* [Directive] Answer with one number only: the number of lines that contain "components".

* [Data block]
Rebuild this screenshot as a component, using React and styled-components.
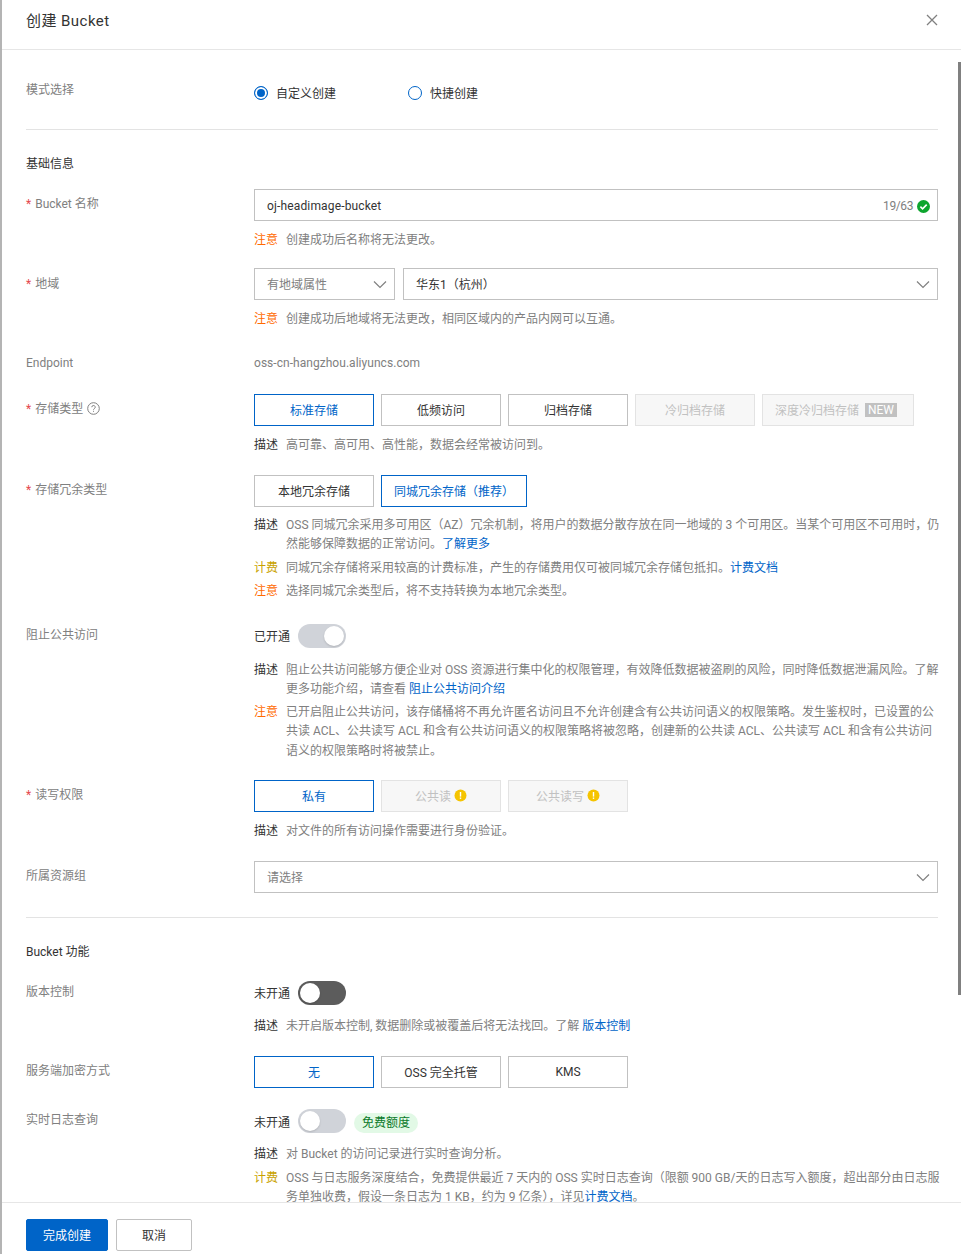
import React from 'react'
import styled, { createGlobalStyle } from 'styled-components'

const GlobalStyle = createGlobalStyle`
  html, body { margin: 0; padding: 0; background: #fff; }
  body {
    font-family: Roboto, "Noto Sans CJK SC", sans-serif;
    font-size: 12px;
    color: #333;
  }
  * { box-sizing: border-box; }
`

const Drawer = styled.div`
  position: relative;
  display: flex;
  flex-direction: column;
  width: 961px;
  height: 1254px;
  border-left: 2px solid #b4b4b4;
  background: #fff;
  overflow: hidden;
`

const Header = styled.div`
  display: flex;
  align-items: center;
  justify-content: space-between;
  flex: none;
  height: 50px;
  padding: 0 22px 8px 24px;
  border-bottom: 1px solid #e6e6e6;
`

const Title = styled.div`
  font-size: 15px;
  line-height: 22px;
  letter-spacing: 0.45px;
  color: #333;
`

const CloseBtn = styled.svg`
  width: 14px;
  height: 14px;
  margin-top: -2px;
  stroke: #808080;
  stroke-width: 1.3;
  fill: none;
`

const Body = styled.div`
  flex: 1;
  min-height: 0;
  overflow: hidden;
  padding: 0 23px 0 24px;
`

const ScrollThumb = styled.div`
  position: absolute;
  right: 0;
  top: 62px;
  width: 3px;
  height: 933px;
  background: #808080;
`

const Row = styled.div`
  display: flex;
  margin-top: ${p => p.$mt || 0}px;
`

const Label = styled.div`
  flex: none;
  width: 228px;
  padding-top: ${p => p.$pt ?? 6}px;
  line-height: 18px;
  color: #808080;
`

const Star = styled.span`
  color: #e5484d;
  margin-right: 4px;
`

const Control = styled.div`
  flex: 1;
  min-width: 0;
`

const Divider = styled.div`
  height: 1px;
  background: #e3e3e3;
  margin-top: ${p => p.$mt}px;
`

const Section = styled.div`
  margin-top: ${p => p.$mt}px;
  line-height: 18px;
  color: #333;
`

const RadioRow = styled.div`
  display: flex;
  gap: 72px;
  padding-top: 10px;
  height: 26px;
`

const Radio = styled.label`
  display: flex;
  align-items: center;
  color: #333;
  line-height: 18px;
`

const RadioDot = styled.span`
  width: 14px;
  height: 14px;
  margin-right: 8px;
  position: relative;
  top: -1px;
  border-radius: 50%;
  border: 1px solid #0064c8;
  background: ${p => (p.$on ? '#0064c8' : '#fff')};
  box-shadow: ${p => (p.$on ? 'inset 0 0 0 2px #fff' : 'none')};
`

const Field = styled.div`
  display: flex;
  align-items: center;
  justify-content: space-between;
  width: ${p => p.$w || 'auto'};
  flex: ${p => (p.$w ? 'none' : '1')};
  height: 32px;
  padding: 3px 12px 0;
  border: 1px solid #c1c1c1;
  color: ${p => (p.$muted ? '#808080' : '#333')};
  line-height: 24px;
`

const FieldRow = styled.div`
  display: flex;
  gap: 8px;
`

const LatinValue = styled.span`
  margin-top: -2px;
  letter-spacing: 0.15px;
`

const Counter = styled.span`
  display: flex;
  align-items: center;
  gap: 4px;
  margin: -1px -5px 0 0;
  letter-spacing: -0.4px;
  color: #808080;
`

const Chevron = styled.svg`
  width: 14px;
  height: 14px;
  margin: -3px -5px 0 0;
  stroke: #808080;
  stroke-width: 1.2;
  fill: none;
`

const Note = styled.div`
  display: flex;
  margin-top: ${p => p.$mt ?? 9}px;
  margin-right: -2px;
  line-height: 19.5px;
`

const NoteTag = styled.span`
  flex: none;
  width: 32px;
  color: ${p => p.$color};
`

const NoteText = styled.span`
  color: #808080;
`

const Plain = styled.div`
  color: #808080;
  line-height: 18px;
  letter-spacing: 0.04px;
`

const Link = styled.a`
  color: #0064c8;
`

const Options = styled.div`
  display: flex;
  gap: 7px;
`

const Option = styled.div`
  display: flex;
  align-items: center;
  justify-content: center;
  gap: 3px;
  width: ${p => p.$w || 120}px;
  height: 32px;
  padding-bottom: 1px;
  border: 1px solid ${p => (p.$active ? '#0064c8' : p.$disabled ? '#e3e3e3' : '#c1c1c1')};
  background: ${p => (p.$disabled ? '#f7f7f7' : '#fff')};
  color: ${p => (p.$active ? '#0064c8' : p.$disabled ? '#c1c1c1' : '#333')};
`

const NewTag = styled.span`
  margin: 0 4px 0 3px;
  padding: 0 3px;
  line-height: 14px;
  background: #c1c1c1;
  color: #fff;
`

const SwitchRow = styled.div`
  display: flex;
  align-items: center;
  height: 24px;
  color: #333;
`

const Switch = styled.span`
  position: relative;
  width: 48px;
  height: 24px;
  margin-left: 8px;
  border-radius: 12px;
  background: ${p => (p.$dark ? '#5c5c5c' : '#d0d3d9')};
  &::after {
    content: '';
    position: absolute;
    top: 2px;
    left: ${p => (p.$on ? '26px' : '2px')};
    width: 20px;
    height: 20px;
    border-radius: 50%;
    background: #fff;
    box-shadow: 0 1px 2px rgba(0, 0, 0, 0.15);
  }
`

const FreeTag = styled.span`
  margin-left: 8px;
  padding: 0 8px;
  position: relative;
  top: 2px;
  height: 20px;
  line-height: 20px;
  border-radius: 10px;
  background: #e2f9e6;
  color: #0a7a2a;
`

const Footer = styled.div`
  flex: none;
  display: flex;
  gap: 8px;
  height: 52px;
  padding: 16px 0 0 24px;
  border-top: 1px solid #e6e6e6;
`

const Button = styled.button`
  width: ${p => p.$w}px;
  height: 32px;
  padding: 0 0 1px;
  border: 1px solid ${p => (p.$primary ? '#0064c8' : '#c1c1c1')};
  border-radius: 2px;
  background: ${p => (p.$primary ? '#0064c8' : '#fff')};
  color: ${p => (p.$primary ? '#fff' : '#333')};
  font: inherit;
`

const Arrow = () => (
  <Chevron viewBox="0 0 14 14"><path d="M1 4.5 7 10.5l6-6" /></Chevron>
)

const Warn = () => (
  <svg width="13" height="13" viewBox="0 0 13 13">
    <circle cx="6.5" cy="6.5" r="6" fill="#f5c400" />
    <rect x="5.8" y="3" width="1.4" height="4.6" fill="#fff" />
    <rect x="5.8" y="8.5" width="1.4" height="1.4" fill="#fff" />
  </svg>
)

const Help = () => (
  <svg width="13" height="13" viewBox="0 0 13 13" style={{ marginLeft: 4, verticalAlign: -2 }}>
    <circle cx="6.5" cy="6.5" r="5.8" fill="none" stroke="#808080" />
    <path d="M4.8 5.2a1.7 1.7 0 1 1 2.5 1.5c-.5.3-.8.6-.8 1.1" fill="none" stroke="#808080" />
    <rect x="6" y="8.8" width="1" height="1" fill="#808080" />
  </svg>
)

const Check = () => (
  <svg width="13" height="13" viewBox="0 0 13 13">
    <circle cx="6.5" cy="6.5" r="6.5" fill="#0da52e" />
    <path d="M3.4 6.6 5.6 8.8 9.7 4.6" fill="none" stroke="#fff" strokeWidth="1.6" />
  </svg>
)

const ORANGE = '#ff6a00'
const GOLD = '#c9a200'
const DARK = '#333'

export default function App() {
  return (
    <>
      <GlobalStyle />
      <Drawer>
        <Header>
          <Title>创建 Bucket</Title>
          <CloseBtn viewBox="0 0 14 14"><path d="M2 2l10 10M12 2 2 12" /></CloseBtn>
        </Header>
        <Body>
          <Row $mt={26}>
            <Label $pt={5}>模式选择</Label>
            <RadioRow>
              <Radio><RadioDot $on />自定义创建</Radio>
              <Radio><RadioDot />快捷创建</Radio>
            </RadioRow>
          </Row>
          <Divider $mt={27} />
          <Section $mt={25}>基础信息</Section>

          <Row $mt={16}>
            <Label><Star>*</Star>Bucket 名称</Label>
            <Control>
              <Field>
                <LatinValue>oj-headimage-bucket</LatinValue>
                <Counter>19/63 <Check /></Counter>
              </Field>
              <Note $mt={10}><NoteTag $color={ORANGE}>注意</NoteTag><NoteText>创建成功后名称将无法更改。</NoteText></Note>
            </Control>
          </Row>

          <Row $mt={17}>
            <Label $pt={7}><Star>*</Star>地域</Label>
            <Control>
              <FieldRow>
                <Field $w="141px" $muted>有地域属性<Arrow /></Field>
                <Field>华东1（杭州）<Arrow /></Field>
              </FieldRow>
              <Note $mt={10}><NoteTag $color={ORANGE}>注意</NoteTag><NoteText>创建成功后地域将无法更改，相同区域内的产品内网可以互通。</NoteText></Note>
            </Control>
          </Row>

          <Row $mt={25}>
            <Label $pt={0}>Endpoint</Label>
            <Control><Plain>oss-cn-hangzhou.aliyuncs.com</Plain></Control>
          </Row>

          <Row $mt={22}>
            <Label><Star>*</Star>存储类型<Help /></Label>
            <Control>
              <Options>
                <Option $active>标准存储</Option>
                <Option>低频访问</Option>
                <Option>归档存储</Option>
                <Option $disabled>冷归档存储</Option>
                <Option $disabled $w={152}>深度冷归档存储<NewTag>NEW</NewTag></Option>
              </Options>
              <Note $mt={10}><NoteTag $color={DARK}>描述</NoteTag><NoteText>高可靠、高可用、高性能，数据会经常被访问到。</NoteText></Note>
            </Control>
          </Row>

          <Row $mt={19}>
            <Label><Star>*</Star>存储冗余类型</Label>
            <Control>
              <Options>
                <Option>本地冗余存储</Option>
                <Option $active $w={146}>同城冗余存储（推荐）</Option>
              </Options>
              <Note $mt={9}>
                <NoteTag $color={DARK}>描述</NoteTag>
                <NoteText>OSS 同城冗余采用多可用区（AZ）冗余机制，将用户的数据分散存放在同一地域的 3 个可用区。当某个可用区不可用时，仍然能够保障数据的正常访问。<Link>了解更多</Link></NoteText>
              </Note>
              <Note $mt={4}>
                <NoteTag $color={GOLD}>计费</NoteTag>
                <NoteText>同城冗余存储将采用较高的计费标准，产生的存储费用仅可被同城冗余存储包抵扣。<Link>计费文档</Link></NoteText>
              </Note>
              <Note $mt={4}>
                <NoteTag $color={ORANGE}>注意</NoteTag>
                <NoteText>选择同城冗余类型后，将不支持转换为本地冗余类型。</NoteText>
              </Note>
            </Control>
          </Row>

          <Row $mt={22}>
            <Label $pt={2}>阻止公共访问</Label>
            <Control>
              <SwitchRow>已开通<Switch $on /></SwitchRow>
              <Note $mt={13}>
                <NoteTag $color={DARK}>描述</NoteTag>
                <NoteText>阻止公共访问能够方便企业对 OSS 资源进行集中化的权限管理，有效降低数据被盗刷的风险，同时降低数据泄漏风险。了解更多功能介绍，请查看 <Link>阻止公共访问介绍</Link></NoteText>
              </Note>
              <Note $mt={3}>
                <NoteTag $color={ORANGE}>注意</NoteTag>
                <NoteText>已开启阻止公共访问，该存储桶将不再允许匿名访问且不允许创建含有公共访问语义的权限策略。发生鉴权时，已设置的公共读 ACL、公共读写 ACL 和含有公共访问语义的权限策略将被忽略，创建新的公共读 ACL、公共读写 ACL 和含有公共访问语义的权限策略时将被禁止。</NoteText>
              </Note>
            </Control>
          </Row>

          <Row $mt={19}>
            <Label><Star>*</Star>读写权限</Label>
            <Control>
              <Options>
                <Option $active>私有</Option>
                <Option $disabled>公共读 <Warn /></Option>
                <Option $disabled>公共读写 <Warn /></Option>
              </Options>
              <Note $mt={10}><NoteTag $color={DARK}>描述</NoteTag><NoteText>对文件的所有访问操作需要进行身份验证。</NoteText></Note>
            </Control>
          </Row>

          <Row $mt={19}>
            <Label>所属资源组</Label>
            <Control><Field $muted>请选择<Arrow /></Field></Control>
          </Row>

          <Divider $mt={24} />
          <Section $mt={25}>Bucket 功能</Section>

          <Row $mt={20}>
            <Label $pt={2}>版本控制</Label>
            <Control>
              <SwitchRow>未开通<Switch $dark /></SwitchRow>
              <Note $mt={12}>
                <NoteTag $color={DARK}>描述</NoteTag>
                <NoteText>未开启版本控制, 数据删除或被覆盖后将无法找回。了解 <Link>版本控制</Link></NoteText>
              </Note>
            </Control>
          </Row>

          <Row $mt={20}>
            <Label>服务端加密方式</Label>
            <Options>
              <Option $active>无</Option>
              <Option>OSS 完全托管</Option>
              <Option>KMS</Option>
            </Options>
          </Row>

          <Row $mt={21}>
            <Label $pt={2}>实时日志查询</Label>
            <Control>
              <SwitchRow>未开通<Switch /><FreeTag>免费额度</FreeTag></SwitchRow>
              <Note $mt={12}>
                <NoteTag $color={DARK}>描述</NoteTag>
                <NoteText>对 Bucket 的访问记录进行实时查询分析。</NoteText>
              </Note>
              <Note $mt={4}>
                <NoteTag $color={GOLD}>计费</NoteTag>
                <NoteText>OSS 与日志服务深度结合，免费提供最近 7 天内的 OSS 实时日志查询（限额 900 GB/天的日志写入额度，超出部分由日志服务单独收费，假设一条日志为 1 KB，约为 9 亿条），详见<Link>计费文档</Link>。</NoteText>
              </Note>
            </Control>
          </Row>
        </Body>
        <ScrollThumb />
        <Footer>
          <Button $primary $w={82}>完成创建</Button>
          <Button $w={76}>取消</Button>
        </Footer>
      </Drawer>
    </>
  )
}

* [Task solution] 2